*Excerpted records*.
━━━━━━

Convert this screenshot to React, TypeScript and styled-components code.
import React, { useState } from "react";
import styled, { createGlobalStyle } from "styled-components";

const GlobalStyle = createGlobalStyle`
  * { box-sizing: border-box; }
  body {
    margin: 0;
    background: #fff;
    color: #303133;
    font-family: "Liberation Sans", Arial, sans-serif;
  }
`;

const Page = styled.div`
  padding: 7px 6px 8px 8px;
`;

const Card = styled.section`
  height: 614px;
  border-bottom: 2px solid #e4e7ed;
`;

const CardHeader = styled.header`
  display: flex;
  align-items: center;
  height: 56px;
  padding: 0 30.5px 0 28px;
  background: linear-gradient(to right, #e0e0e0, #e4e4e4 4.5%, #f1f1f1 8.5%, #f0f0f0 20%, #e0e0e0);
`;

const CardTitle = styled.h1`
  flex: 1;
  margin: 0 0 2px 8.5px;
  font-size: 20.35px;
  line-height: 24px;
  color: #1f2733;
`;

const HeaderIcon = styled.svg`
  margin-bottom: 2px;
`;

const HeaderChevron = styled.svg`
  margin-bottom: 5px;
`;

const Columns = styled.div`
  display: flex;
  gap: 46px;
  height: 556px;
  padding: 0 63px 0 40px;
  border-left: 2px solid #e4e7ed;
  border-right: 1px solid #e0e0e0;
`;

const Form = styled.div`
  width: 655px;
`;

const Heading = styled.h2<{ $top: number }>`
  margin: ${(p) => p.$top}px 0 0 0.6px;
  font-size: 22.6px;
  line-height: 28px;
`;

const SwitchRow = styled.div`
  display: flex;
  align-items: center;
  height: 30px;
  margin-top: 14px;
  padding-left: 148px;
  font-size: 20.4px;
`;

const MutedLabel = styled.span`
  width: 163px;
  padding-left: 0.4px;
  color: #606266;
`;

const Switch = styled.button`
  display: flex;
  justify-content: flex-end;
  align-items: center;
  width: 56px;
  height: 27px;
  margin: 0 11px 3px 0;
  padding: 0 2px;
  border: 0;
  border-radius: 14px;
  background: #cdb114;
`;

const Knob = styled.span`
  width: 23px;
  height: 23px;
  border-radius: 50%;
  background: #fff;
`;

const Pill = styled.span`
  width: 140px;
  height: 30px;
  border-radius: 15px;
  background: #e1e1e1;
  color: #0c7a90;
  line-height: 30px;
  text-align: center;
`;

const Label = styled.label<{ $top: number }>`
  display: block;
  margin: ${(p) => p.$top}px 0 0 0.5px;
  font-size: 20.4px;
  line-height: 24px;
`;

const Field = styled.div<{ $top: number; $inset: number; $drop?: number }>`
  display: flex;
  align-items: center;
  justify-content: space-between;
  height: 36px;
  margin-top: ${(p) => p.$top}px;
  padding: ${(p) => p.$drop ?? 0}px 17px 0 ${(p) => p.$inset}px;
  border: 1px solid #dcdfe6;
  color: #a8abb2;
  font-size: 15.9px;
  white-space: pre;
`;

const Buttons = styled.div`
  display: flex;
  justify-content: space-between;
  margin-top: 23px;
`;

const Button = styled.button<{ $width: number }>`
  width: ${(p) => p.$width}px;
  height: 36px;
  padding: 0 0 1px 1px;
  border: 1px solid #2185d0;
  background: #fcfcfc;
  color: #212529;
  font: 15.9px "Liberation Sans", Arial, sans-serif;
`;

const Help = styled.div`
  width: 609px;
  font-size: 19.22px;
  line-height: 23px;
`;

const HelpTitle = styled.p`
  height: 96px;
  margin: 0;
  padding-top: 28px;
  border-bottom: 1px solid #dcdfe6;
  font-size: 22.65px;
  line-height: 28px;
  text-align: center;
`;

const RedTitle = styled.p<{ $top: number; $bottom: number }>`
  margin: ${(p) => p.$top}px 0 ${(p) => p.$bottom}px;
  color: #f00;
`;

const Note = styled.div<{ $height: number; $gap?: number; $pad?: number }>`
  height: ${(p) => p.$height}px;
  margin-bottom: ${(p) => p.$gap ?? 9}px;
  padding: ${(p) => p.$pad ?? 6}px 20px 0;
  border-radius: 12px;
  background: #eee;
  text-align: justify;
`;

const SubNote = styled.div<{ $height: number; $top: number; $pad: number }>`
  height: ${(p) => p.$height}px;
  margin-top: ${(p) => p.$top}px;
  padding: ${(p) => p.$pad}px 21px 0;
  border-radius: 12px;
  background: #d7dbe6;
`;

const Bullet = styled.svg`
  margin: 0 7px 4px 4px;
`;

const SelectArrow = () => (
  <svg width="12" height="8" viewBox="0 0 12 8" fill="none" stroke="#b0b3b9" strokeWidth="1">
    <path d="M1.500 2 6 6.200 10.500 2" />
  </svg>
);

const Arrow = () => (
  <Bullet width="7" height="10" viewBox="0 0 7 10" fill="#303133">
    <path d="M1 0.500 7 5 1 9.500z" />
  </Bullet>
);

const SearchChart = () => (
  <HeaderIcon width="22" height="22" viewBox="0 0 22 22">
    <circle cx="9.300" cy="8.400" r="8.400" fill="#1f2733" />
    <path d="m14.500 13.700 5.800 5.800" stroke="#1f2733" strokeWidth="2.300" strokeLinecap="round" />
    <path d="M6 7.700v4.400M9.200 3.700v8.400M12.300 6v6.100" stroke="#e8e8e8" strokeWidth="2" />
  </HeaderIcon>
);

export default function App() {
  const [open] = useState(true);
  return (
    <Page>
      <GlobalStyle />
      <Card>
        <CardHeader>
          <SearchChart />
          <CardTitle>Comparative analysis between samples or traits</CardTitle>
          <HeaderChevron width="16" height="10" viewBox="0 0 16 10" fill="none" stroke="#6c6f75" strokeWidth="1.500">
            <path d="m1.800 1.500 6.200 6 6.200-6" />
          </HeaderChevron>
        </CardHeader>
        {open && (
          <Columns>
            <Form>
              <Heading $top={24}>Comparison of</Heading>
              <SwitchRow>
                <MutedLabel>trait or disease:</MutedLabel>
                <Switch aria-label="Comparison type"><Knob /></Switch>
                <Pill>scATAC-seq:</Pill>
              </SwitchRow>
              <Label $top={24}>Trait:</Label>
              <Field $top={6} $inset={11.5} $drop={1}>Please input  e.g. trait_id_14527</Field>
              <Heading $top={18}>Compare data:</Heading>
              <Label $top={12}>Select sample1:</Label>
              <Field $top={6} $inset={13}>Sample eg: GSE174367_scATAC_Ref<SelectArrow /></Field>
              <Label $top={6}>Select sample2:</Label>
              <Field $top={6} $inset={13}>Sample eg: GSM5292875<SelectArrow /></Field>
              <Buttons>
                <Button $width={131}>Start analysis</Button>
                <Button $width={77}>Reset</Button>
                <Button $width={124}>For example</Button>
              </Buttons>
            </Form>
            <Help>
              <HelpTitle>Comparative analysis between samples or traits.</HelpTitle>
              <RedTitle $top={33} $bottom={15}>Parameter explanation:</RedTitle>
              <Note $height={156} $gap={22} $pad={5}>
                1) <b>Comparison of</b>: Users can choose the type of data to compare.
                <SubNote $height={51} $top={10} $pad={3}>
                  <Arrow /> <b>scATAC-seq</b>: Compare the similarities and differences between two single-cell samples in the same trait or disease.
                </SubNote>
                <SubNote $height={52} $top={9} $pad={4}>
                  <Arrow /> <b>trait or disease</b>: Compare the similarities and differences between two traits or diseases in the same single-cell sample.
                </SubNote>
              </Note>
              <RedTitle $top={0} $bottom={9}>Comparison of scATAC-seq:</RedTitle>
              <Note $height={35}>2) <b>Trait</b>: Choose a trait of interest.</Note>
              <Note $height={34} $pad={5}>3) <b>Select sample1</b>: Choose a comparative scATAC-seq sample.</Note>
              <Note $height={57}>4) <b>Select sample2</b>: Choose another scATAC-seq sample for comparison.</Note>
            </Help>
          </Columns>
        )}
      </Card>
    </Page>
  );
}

━━━━━━

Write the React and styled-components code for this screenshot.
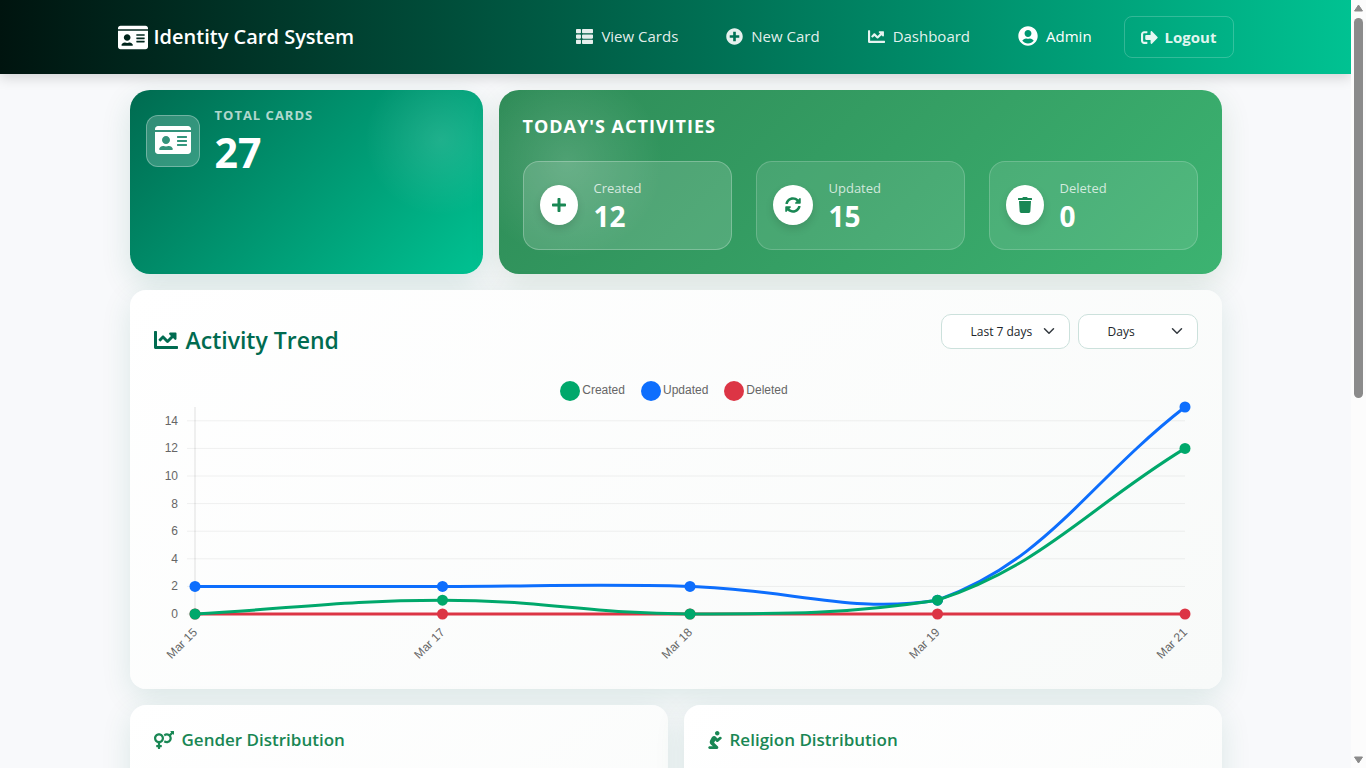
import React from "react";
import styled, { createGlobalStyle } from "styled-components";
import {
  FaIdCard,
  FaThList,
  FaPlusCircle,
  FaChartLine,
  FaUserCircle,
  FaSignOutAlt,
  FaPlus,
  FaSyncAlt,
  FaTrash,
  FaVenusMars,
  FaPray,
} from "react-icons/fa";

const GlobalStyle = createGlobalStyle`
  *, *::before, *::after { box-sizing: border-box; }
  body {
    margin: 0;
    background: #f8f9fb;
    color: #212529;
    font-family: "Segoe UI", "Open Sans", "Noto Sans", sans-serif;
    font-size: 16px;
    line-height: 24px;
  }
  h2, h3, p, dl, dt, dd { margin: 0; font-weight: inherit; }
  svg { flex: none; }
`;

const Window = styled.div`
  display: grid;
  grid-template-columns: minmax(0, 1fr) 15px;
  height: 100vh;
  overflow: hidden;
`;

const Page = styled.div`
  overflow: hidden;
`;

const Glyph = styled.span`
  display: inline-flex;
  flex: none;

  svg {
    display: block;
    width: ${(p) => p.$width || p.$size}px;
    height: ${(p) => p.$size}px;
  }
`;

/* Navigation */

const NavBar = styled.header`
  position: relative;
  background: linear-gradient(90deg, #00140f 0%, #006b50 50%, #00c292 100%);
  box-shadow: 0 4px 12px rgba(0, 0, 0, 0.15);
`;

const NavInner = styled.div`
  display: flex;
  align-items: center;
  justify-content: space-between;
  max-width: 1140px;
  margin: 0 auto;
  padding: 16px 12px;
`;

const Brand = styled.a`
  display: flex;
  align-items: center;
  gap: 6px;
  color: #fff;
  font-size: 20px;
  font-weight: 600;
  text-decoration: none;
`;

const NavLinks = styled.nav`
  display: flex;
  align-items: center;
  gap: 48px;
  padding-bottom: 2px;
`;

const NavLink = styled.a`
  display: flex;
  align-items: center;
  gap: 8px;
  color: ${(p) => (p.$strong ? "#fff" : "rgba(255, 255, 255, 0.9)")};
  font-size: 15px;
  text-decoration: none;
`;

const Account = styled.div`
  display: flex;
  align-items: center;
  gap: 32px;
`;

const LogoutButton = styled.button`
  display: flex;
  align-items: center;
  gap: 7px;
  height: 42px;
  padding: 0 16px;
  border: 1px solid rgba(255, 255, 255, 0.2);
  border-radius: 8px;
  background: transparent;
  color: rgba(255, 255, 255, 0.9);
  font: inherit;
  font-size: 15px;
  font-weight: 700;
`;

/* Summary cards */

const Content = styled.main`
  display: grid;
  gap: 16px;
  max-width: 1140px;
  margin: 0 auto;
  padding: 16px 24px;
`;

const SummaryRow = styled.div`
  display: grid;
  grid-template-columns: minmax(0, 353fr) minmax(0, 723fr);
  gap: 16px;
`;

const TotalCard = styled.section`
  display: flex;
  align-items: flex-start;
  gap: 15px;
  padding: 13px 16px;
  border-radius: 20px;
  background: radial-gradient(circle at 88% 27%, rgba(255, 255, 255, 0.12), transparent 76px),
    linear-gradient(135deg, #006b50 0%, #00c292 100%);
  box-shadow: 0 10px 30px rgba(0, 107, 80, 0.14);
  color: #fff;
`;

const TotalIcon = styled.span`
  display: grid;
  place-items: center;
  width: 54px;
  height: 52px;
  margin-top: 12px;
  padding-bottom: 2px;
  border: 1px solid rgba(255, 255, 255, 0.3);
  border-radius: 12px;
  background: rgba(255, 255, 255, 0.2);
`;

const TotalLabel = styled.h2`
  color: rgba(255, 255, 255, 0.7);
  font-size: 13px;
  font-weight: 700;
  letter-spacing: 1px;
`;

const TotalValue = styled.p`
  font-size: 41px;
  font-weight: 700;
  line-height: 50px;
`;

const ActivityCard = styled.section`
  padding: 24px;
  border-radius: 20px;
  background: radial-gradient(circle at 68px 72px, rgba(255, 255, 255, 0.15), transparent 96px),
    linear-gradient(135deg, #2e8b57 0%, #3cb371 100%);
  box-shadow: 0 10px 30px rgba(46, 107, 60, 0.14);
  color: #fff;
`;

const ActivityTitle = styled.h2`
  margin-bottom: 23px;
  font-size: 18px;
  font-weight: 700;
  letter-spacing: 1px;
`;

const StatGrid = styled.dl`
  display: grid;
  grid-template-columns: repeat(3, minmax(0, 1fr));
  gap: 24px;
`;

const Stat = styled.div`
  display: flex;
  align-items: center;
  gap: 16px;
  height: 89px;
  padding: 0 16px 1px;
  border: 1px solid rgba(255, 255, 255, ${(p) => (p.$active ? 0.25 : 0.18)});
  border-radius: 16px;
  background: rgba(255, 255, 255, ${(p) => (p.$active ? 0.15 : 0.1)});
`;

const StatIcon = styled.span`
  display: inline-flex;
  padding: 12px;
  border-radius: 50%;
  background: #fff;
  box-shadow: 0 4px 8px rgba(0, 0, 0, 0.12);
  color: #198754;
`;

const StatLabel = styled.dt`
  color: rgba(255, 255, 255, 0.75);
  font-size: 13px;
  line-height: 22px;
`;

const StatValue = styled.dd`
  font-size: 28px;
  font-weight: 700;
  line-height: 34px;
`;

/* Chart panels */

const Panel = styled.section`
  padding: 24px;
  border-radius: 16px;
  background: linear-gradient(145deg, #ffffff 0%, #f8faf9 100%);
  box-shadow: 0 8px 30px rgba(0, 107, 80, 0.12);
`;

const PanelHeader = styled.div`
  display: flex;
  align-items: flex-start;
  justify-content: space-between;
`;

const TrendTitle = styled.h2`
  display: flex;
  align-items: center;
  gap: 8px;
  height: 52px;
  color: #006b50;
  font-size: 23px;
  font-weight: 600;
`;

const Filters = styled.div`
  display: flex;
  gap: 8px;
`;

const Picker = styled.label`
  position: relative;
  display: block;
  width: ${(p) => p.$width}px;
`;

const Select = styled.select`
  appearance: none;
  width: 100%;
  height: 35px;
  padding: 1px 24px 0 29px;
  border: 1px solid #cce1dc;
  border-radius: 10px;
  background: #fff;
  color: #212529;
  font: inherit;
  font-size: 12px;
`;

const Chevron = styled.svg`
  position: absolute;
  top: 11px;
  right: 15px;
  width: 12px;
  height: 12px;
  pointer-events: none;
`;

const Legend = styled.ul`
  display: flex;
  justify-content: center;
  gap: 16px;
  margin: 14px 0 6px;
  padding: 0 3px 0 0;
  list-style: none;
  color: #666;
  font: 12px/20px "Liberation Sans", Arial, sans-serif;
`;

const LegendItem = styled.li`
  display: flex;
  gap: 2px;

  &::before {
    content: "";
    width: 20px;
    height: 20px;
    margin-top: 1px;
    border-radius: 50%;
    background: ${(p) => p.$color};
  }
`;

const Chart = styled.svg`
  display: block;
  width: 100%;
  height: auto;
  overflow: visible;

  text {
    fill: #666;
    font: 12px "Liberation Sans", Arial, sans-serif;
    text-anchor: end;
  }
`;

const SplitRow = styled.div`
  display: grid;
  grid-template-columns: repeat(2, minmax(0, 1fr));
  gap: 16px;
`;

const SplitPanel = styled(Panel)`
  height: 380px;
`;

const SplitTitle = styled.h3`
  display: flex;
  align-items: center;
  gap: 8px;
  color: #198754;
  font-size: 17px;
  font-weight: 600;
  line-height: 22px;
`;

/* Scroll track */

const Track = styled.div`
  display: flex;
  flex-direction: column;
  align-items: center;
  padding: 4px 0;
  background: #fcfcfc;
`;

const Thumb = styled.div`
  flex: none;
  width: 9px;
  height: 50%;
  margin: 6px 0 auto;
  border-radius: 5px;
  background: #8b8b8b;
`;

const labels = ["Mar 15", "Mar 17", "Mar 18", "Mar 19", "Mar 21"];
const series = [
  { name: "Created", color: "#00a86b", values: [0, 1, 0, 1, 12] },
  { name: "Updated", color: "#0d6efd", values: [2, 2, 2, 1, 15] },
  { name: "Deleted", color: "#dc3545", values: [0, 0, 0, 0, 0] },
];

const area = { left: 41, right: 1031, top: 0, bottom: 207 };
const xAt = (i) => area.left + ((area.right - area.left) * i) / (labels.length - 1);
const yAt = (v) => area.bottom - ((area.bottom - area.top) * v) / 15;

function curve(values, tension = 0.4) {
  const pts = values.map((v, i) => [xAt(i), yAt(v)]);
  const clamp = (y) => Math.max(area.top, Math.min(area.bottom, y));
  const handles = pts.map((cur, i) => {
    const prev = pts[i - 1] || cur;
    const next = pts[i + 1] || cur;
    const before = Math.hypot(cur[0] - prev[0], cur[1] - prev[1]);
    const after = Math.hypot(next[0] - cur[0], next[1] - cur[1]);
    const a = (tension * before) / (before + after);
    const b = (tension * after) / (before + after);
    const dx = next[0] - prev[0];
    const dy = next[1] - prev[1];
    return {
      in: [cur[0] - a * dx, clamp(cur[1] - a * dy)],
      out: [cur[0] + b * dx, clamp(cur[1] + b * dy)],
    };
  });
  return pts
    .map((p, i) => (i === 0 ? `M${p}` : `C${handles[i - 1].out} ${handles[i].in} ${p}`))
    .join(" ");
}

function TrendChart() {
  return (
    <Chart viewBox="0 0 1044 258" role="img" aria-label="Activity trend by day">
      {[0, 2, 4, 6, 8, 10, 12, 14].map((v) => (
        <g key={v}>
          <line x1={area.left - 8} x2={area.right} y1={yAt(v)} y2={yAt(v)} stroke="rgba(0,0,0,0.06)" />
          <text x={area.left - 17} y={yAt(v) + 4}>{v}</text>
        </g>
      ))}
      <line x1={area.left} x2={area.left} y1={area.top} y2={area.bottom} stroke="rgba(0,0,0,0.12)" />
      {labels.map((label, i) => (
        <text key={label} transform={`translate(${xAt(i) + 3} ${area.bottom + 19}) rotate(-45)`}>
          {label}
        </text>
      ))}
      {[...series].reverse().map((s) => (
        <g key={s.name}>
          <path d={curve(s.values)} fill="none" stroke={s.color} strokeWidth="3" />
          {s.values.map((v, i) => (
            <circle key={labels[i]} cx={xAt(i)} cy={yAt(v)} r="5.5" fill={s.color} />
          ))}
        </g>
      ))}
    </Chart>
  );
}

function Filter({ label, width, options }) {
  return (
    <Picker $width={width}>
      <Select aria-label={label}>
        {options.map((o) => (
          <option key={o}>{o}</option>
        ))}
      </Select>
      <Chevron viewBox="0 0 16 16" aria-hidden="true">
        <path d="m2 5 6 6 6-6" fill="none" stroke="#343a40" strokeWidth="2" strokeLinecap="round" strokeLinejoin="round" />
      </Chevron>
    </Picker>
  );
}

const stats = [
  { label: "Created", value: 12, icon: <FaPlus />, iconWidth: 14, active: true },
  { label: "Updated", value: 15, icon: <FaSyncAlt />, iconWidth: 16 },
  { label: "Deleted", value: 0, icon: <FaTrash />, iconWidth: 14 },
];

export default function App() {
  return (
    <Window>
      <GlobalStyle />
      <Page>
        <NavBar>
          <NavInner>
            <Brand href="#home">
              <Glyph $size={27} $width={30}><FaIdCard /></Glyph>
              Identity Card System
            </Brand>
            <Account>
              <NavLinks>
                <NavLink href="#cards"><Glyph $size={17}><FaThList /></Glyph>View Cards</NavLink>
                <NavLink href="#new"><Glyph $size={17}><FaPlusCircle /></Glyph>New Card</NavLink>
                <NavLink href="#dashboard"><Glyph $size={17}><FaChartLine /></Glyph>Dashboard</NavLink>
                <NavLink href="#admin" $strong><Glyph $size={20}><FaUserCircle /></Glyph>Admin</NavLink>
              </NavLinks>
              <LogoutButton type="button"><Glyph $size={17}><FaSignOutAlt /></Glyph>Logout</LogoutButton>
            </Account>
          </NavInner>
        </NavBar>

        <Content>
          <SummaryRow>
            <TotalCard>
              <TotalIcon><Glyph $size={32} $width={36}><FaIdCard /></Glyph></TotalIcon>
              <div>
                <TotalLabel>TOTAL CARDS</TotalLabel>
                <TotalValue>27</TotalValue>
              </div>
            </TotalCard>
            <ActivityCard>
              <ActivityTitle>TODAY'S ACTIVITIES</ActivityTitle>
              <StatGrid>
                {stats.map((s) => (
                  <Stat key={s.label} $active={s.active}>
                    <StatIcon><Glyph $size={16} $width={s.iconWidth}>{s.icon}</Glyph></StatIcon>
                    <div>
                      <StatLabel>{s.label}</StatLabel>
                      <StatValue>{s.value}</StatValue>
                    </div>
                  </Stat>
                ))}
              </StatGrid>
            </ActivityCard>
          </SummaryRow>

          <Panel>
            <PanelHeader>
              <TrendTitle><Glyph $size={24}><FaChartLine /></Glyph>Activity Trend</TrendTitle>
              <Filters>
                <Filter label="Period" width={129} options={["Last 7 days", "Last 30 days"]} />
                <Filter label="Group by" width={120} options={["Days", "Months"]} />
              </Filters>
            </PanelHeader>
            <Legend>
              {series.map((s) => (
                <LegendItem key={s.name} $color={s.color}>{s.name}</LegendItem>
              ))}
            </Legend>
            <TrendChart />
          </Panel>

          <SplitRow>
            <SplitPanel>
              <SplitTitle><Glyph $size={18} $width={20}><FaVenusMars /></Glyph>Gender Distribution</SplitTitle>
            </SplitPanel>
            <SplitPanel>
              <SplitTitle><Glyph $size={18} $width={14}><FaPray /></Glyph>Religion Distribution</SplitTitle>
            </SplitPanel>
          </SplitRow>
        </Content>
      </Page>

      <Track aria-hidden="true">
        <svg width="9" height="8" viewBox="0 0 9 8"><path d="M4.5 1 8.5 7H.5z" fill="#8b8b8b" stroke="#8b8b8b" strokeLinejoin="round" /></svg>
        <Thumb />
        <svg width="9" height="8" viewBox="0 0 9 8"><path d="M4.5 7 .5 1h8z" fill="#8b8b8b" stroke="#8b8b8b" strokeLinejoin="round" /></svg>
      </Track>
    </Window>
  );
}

━━━━━━

Identify every line above with the string "this" in it. Copy those lines.

Convert this screenshot to React, TypeScript and styled-components code.
Write the React and styled-components code for this screenshot.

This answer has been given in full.